A Young Life Lost on Primrose Hill
The fatal stabbing of 21-year-old Finbar Sullivan has shaken one of London's most beloved green spaces.

On Tuesday evening, as the sun began its descent over the London skyline, Primrose Hill — that gentle rise of green where families picnic and couples watch the city lights flicker on — became the site of a tragedy that has left a community reeling.
Finbar Sullivan, just 21 years old, was fatally stabbed on the hill's slopes. According to BBC News, police have now made an arrest on suspicion of murder, though details about the suspect have not been released.
The violence feels particularly jarring given the location. Primrose Hill has long served as one of London's most democratic gathering places, a spot where the city's relentless pace briefly slows. On any given day, you'll find dog walkers greeting one another by first name, children rolling down the grass, tourists photographing the panoramic view that stretches from the Shard to the BT Tower.
Now that familiar landscape carries a darker memory.
A Community in Shock
Local residents have expressed disbelief at the killing. The park, while in an urban setting, has maintained a reputation as a safe haven — a place where North London's various communities overlap and coexist. The fact that a young man could lose his life there in broad violence has prompted difficult questions about safety in public spaces that many had taken for granted.

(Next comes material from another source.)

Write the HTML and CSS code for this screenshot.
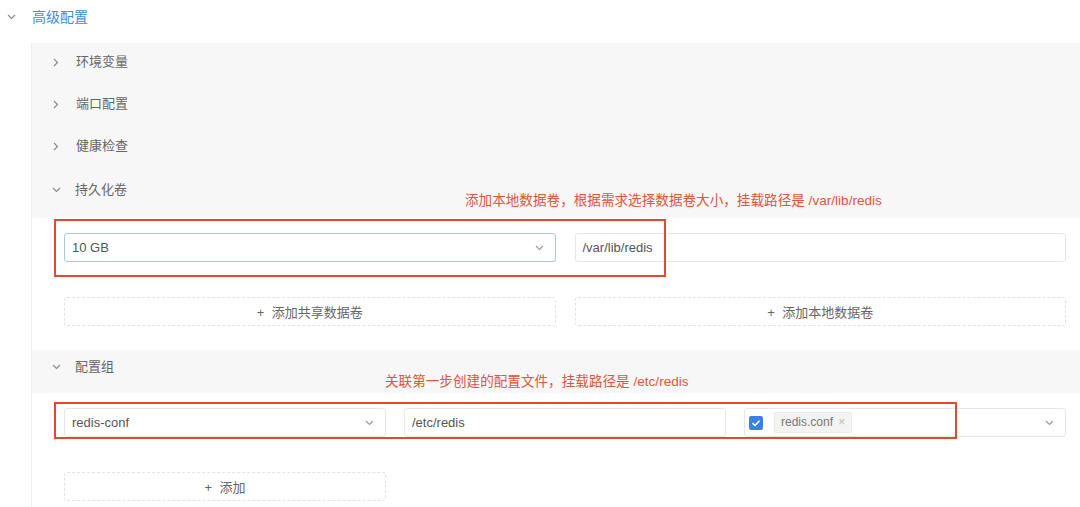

Metropolitan Police have not yet released information about what led to the stabbing or whether Sullivan knew his attacker. The investigation remains active, with detectives appealing for witnesses who may have been in the area on Tuesday evening.
A Broader Pattern
Sullivan's death adds to London's ongoing struggle with knife crime, a problem that has proven stubbornly resistant to policy interventions. While overall crime statistics have shown some improvement in recent years, fatal stabbings continue to claim young lives with devastating regularity.
What makes each case particularly haunting is the youth of the victims — lives barely begun, futures never realized. At 21, Sullivan was at an age when most people are still discovering who they might become.
The location also matters. When violence occurs in spaces designed for community and leisure, it erodes something beyond individual safety. It chips away at the collective trust that makes urban life possible — the unspoken agreement that shared spaces will remain shared, that public ground is common ground.
Questions Without Answers
As the investigation continues, Sullivan's family and friends are left to navigate an impossible grief. The details that will eventually emerge — the circumstances, the motive, the chain of events — may provide some form of understanding, but they cannot restore what was lost.
For now, Primrose Hill remains open, its paths still walked, its view still admired. But for those who knew Sullivan, and for many who didn't, the landscape has changed. The hill will always be the place where a young man's life ended far too soon.
Police continue to urge anyone with information about the incident to come forward. In cases like these, witnesses often hold pieces of a puzzle they don't realize they possess — a conversation overheard, a presence noticed, a detail that seemed insignificant at the time.
The arrest marks a step toward accountability, but it cannot mark an ending. For Sullivan's loved ones, the hardest work — learning to live with an absence that makes no sense — has only just begun.